Previdência: "Atualmente, 63% dos aposentados (mais de 12 milhões) recebem o benefício integral (100%) porque contribuíram pelo piso do benefício e fazem jus a um salário mínimo. Os demais, dependendo da idade, tiveram o cálculo do benefício afetado, em maior ou menor intensidade, pelo fator previdenciário e se aposentaram, em média, com 70% do salário de contribuição. A reforma propõe uma alíquota inicial de 76% e para cada ano de trabalho a mais é acrescido um ponto percentual, no caso do segurado que ganha acima do salário mínimo, que continuará como o piso (menor valor a ser pago) das aposentadorias."

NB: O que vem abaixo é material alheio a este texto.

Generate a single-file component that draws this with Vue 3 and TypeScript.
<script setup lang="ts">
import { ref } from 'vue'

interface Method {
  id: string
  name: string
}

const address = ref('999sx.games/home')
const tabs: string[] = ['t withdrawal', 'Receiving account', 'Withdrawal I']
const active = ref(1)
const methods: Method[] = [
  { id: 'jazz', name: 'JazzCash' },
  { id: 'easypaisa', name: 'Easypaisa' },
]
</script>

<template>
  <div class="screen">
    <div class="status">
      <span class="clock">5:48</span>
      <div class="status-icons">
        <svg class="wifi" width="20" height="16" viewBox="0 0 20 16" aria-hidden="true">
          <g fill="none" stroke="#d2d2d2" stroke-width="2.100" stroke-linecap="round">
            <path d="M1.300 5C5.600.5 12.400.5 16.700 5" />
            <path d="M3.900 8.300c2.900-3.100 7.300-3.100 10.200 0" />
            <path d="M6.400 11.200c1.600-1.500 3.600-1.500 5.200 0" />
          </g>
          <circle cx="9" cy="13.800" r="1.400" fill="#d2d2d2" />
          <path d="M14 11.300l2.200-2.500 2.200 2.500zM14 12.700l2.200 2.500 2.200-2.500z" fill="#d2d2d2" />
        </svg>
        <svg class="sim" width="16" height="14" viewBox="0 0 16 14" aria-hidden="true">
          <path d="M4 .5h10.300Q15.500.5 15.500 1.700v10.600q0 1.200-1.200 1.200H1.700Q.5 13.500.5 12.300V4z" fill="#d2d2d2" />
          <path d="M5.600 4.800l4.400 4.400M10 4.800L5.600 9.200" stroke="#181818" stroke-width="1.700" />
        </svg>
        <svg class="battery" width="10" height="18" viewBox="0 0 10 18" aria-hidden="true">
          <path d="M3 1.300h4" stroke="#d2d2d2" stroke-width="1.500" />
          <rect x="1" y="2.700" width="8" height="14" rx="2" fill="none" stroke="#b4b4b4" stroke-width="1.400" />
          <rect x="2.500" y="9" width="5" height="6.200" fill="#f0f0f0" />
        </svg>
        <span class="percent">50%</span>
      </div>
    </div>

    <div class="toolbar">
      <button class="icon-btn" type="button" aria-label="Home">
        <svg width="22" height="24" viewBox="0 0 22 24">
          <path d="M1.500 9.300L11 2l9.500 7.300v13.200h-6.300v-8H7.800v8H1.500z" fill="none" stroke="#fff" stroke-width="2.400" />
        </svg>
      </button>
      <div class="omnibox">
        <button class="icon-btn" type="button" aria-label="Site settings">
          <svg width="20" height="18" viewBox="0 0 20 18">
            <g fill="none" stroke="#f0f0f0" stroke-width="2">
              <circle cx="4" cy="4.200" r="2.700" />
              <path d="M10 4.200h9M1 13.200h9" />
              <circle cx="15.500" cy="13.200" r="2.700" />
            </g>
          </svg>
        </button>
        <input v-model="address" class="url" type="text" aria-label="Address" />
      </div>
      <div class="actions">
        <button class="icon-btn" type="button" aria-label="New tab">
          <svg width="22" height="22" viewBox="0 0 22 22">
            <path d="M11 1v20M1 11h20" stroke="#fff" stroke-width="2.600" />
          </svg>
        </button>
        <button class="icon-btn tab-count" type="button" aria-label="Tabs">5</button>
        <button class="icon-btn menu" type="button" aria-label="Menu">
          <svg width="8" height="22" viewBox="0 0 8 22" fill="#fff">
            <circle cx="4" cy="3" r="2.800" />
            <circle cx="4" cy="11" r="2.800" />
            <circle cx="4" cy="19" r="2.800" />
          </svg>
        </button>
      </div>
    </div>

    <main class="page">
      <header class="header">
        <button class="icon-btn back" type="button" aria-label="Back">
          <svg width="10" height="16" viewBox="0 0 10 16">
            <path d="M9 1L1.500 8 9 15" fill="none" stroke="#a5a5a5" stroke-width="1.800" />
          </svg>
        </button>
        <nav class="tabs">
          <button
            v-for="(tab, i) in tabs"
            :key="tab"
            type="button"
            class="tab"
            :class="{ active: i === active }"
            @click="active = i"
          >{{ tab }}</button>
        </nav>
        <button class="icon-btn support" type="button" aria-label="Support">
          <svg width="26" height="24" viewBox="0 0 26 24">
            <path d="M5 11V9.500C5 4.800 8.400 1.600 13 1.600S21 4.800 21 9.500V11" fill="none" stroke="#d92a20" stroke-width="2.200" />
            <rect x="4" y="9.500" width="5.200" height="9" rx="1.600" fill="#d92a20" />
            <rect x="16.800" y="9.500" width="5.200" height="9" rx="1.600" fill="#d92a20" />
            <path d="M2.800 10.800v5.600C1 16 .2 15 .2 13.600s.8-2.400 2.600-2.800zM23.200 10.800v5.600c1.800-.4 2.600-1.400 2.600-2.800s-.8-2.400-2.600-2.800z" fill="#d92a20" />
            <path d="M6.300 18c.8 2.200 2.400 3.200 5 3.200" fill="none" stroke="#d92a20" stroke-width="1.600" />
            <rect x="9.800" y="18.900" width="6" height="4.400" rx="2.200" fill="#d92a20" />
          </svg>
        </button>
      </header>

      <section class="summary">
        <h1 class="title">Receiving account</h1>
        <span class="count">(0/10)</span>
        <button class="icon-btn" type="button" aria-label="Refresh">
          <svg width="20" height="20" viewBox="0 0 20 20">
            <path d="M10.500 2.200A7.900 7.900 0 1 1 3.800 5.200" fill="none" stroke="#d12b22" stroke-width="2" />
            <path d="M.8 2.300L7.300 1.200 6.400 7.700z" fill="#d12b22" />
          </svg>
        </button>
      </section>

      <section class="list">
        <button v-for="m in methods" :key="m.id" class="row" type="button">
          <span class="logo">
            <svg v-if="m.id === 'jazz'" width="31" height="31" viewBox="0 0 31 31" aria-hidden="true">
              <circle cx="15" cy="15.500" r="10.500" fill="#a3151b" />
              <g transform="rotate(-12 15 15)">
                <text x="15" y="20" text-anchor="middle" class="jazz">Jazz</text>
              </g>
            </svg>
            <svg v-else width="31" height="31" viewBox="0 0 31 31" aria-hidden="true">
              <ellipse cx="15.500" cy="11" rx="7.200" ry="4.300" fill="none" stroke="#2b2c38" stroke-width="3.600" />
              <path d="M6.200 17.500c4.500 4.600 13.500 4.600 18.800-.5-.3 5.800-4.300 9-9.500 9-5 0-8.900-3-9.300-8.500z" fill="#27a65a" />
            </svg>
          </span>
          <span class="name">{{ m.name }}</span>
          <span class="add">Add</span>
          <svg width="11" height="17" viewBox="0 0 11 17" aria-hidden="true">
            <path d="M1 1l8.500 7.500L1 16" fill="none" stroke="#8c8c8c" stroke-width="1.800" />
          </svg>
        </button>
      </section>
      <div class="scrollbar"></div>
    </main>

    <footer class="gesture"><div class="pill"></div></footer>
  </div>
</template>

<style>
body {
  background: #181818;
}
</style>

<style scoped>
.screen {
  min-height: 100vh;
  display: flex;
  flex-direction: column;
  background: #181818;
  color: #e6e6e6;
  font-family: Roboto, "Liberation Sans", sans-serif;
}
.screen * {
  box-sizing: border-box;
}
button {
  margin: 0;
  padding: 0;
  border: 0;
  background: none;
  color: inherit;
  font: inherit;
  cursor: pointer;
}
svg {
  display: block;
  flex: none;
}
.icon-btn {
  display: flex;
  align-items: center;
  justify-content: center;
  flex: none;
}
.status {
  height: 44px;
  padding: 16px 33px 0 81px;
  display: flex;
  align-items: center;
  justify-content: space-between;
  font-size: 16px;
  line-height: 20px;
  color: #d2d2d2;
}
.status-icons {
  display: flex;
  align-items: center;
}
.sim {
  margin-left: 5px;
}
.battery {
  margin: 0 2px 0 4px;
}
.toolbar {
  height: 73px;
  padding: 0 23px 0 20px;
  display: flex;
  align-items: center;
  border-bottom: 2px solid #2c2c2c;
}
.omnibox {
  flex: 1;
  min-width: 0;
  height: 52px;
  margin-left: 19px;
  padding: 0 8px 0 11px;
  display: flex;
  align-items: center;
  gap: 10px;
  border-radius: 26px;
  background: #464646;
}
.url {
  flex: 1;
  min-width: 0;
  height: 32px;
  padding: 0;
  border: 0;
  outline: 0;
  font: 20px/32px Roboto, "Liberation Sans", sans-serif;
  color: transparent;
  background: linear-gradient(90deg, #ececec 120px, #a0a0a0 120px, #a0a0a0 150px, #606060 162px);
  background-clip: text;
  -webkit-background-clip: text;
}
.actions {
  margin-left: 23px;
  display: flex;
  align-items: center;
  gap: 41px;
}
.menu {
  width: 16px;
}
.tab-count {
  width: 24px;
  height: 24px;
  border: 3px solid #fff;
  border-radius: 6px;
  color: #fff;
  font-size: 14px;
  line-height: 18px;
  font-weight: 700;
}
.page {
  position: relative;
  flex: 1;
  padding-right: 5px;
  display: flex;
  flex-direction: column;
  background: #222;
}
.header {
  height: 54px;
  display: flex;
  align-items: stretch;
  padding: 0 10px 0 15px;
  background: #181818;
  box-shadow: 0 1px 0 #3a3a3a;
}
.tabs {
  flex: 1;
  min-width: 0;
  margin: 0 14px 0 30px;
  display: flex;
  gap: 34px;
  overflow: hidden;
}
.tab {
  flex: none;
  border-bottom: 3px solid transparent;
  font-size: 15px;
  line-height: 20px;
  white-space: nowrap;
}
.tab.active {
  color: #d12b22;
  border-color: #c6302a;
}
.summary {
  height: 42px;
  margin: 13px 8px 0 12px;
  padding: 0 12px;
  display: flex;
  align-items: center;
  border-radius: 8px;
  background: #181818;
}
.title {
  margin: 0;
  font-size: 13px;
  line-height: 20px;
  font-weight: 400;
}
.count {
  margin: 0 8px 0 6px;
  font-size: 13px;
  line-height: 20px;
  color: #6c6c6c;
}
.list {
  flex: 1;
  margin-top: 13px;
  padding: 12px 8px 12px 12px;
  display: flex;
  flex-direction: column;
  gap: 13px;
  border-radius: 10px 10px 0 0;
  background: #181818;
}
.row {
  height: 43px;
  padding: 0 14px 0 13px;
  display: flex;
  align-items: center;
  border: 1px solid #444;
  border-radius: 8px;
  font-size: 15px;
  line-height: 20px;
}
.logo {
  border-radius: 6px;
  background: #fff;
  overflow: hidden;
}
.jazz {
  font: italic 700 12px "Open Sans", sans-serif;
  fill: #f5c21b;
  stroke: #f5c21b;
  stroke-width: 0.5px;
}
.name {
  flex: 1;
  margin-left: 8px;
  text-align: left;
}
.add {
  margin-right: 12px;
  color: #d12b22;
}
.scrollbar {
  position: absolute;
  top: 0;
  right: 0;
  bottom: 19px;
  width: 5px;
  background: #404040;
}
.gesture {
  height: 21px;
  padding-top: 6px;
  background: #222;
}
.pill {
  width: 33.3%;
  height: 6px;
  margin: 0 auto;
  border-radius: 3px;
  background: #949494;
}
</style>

A professora Maria Lúcia Lopes alertou, no entanto, que o vídeo traz um erro na explicação deste último ponto: após 49 anos de contribuição, o trabalhador realmente tem acesso à 100% do benefício, mas esse valor não corresponde ao valor do último salário. De acordo com a nova regra, o benefício vai corresponder a 51% da média dos salários de contribuição. Em nota técnica do Departamento Intersindical de Estatística e Estudos Socioeconômicos (Dieese), a instituição afirma que essa mudança causa uma redução no benefício, em relação à regra atual.
Resposta
A assessoria do ator Wagner Moura divulgou uma nota de esclarecimento sobre o assunto:
"Wagner Moura esclarece que diferentemente do que foi dito no vídeo publicado pelo governo federal em suas redes sociais no dia 14 de março, ele não foi contratado pelo MTST para vídeo contra a proposta de reforma da previdência.
Wagner participou voluntariamente da mobilização, pois ao contrário do que diz o vídeo do governo, acredita que essa reforma represente mais um enorme prejuízo aos direitos dos trabalhadores brasileiros."